More information is here on the MySQL documentation.
Log In as New User
To test that the new user is working, you can login to the database as the new user.
To log in with the new user on the command line:
First, exit your current connection to MySQL by typing:
Press enter, and you’ll return to the command prompt.
Then, enter in the mysql command again, but with the new username.
mysql -u bob -p
You’ll be prompted to enter a password.
Once you enter the password (which you set up earlier in this article), you’ll be logged in.
To log in with the new user in MySQL Workbench (or any other IDE), you’ll need to create a new connection:
Test the connection, and if it works, click OK and log in with it.
Congratulations! Your new user is now set up and ready to use!

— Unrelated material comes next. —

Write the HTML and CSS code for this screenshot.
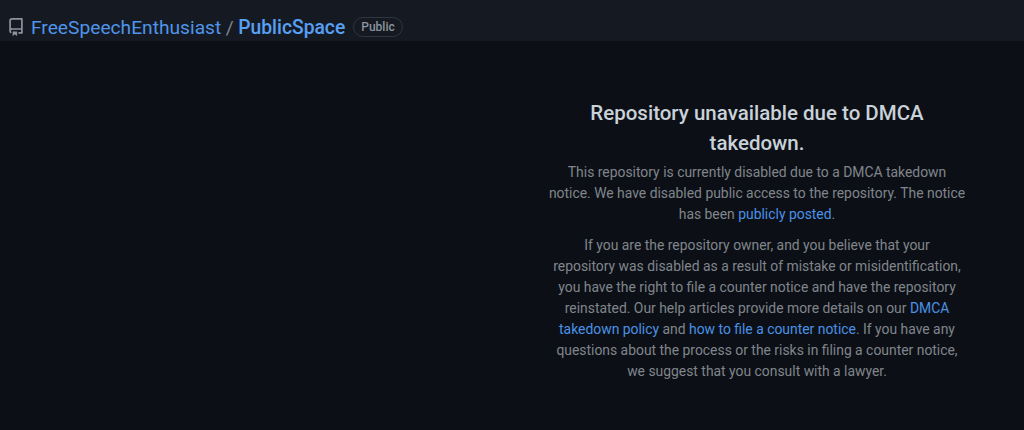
FILE: index.html
```html
<!DOCTYPE html>
<html lang="en">
<head>
<meta charset="utf-8">
<title>PublicSpace</title>
<link rel="stylesheet" href="styles.css">
</head>
<body>
<header class="repo-head">
<svg class="repo-icon" viewBox="0 0 16 16" width="18" height="18" aria-hidden="true"><path d="M2 2.5A2.5 2.5 0 0 1 4.5 0h8.75a.75.75 0 0 1 .75.75v12.5a.75.75 0 0 1-.75.75h-2.5a.75.75 0 0 1 0-1.5h1.75v-2h-8a1 1 0 0 0-.714 1.7.75.75 0 1 1-1.072 1.05A2.495 2.495 0 0 1 2 11.5Zm10.5-1h-8a1 1 0 0 0-1 1v6.708A2.486 2.486 0 0 1 4.5 9h8ZM5 12.25a.25.25 0 0 1 .25-.25h3.5a.25.25 0 0 1 .25.25v3.25a.25.25 0 0 1-.4.2l-1.45-1.087a.249.249 0 0 0-.3 0L5.4 15.7a.25.25 0 0 1-.4-.2Z"/></svg>
<a class="owner" href="#">FreeSpeechEnthusiast</a>
<span class="sep">/</span>
<a class="name" href="#">PublicSpace</a>
<span class="badge">Public</span>
</header>
<main class="page">
<section class="notice">
<h1>Repository unavailable due to DMCA takedown.</h1>
<p>This repository is currently disabled due to a DMCA takedown notice. We have disabled public access to the repository. The notice has been <a href="#">publicly posted</a>.</p>
<p>If you are the repository owner, and you believe that your<br>repository was disabled as a result of mistake or misidentification, you have the right to file a counter notice and have the repository reinstated. Our help articles provide more details on our <a href="#">DMCA takedown policy</a> and <a href="#">how to file a counter notice</a>. If you have any questions about the process or the risks in filing a counter notice, we suggest that you consult with a lawyer.</p>
</section>
</main>
</body>
</html>
```
FILE: styles.css
```css
html, body {
  margin: 0;
  height: 100%;
  background: #0c1016;
  font-family: Roboto, "Open Sans", "Liberation Sans", sans-serif;
  overflow: hidden;
}
a { text-decoration: none; color: #4a90e6; }
.repo-head {
  height: 41px;
  background: #151a22;
  display: flex;
  align-items: center;
  padding: 13px 0 0 7px;
  box-sizing: border-box;
}
.repo-icon { fill: #8b949e; margin-right: 6px; }
.owner { font-size: 19.2px; color: #4f94ea; }
.sep { font-size: 19.2px; color: #7d8590; margin: 0 4.5px; }
.name { font-size: 19.3px; font-weight: 500; color: #58a0f5; }
.badge {
  margin-left: 8px;
  font-size: 12px;
  font-weight: 500;
  line-height: 18px;
  padding: 0 7px;
  border: 1px solid #30363d;
  border-radius: 10px;
  color: #8b949e;
}
.page {
  padding: 57px 0 0 546px;
}
.notice {
  width: 422px;
  text-align: center;
  color: #80858c;
  font-size: 13.9px;
  line-height: 21px;
}
.notice h1 {
  margin: 0 0 4px;
  font-size: 20.5px;
  line-height: 30px;
  font-weight: 500;
  color: #c9d1d9;
}
.notice p { margin: 0 0 10px; }
```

You’ve granted privileges for a user. What if you want to remove privileges?
- You granted a privilege to the user by mistake.
- The user requirements have changed and they no longer need the same access
- You were testing something and now the test has finished.
Privileges can be removed easily by using the REVOKE command. It’s similar to the GRANT command, except the REVOKE word is used:
REVOKE privilege ON database.table FROM 'username';
For example, to remove the Select privilege from the customer table:
REVOKE SELECT ON main.customer FROM 'alice';
This example removes the Create privilege as well:
REVOKE CREATE ON main.* FROM 'alice';
These commands can be used to remove privileges from users in the database.
Delete a User
If you want to delete a MySQL user from the database, you can use the DROP USER command.
DROP USER 'username'@'localhost';
For example, to drop the user bob that we just created:
DROP USER 'bob'@'localhost';
The user and all of the privileges are removed. You won’t be able to log in with this user anymore.
So that’s how you create a new user. After reading this guide, you should be able to create a new user, give them privileges, log in with the user, and even delete the user if you no longer need it.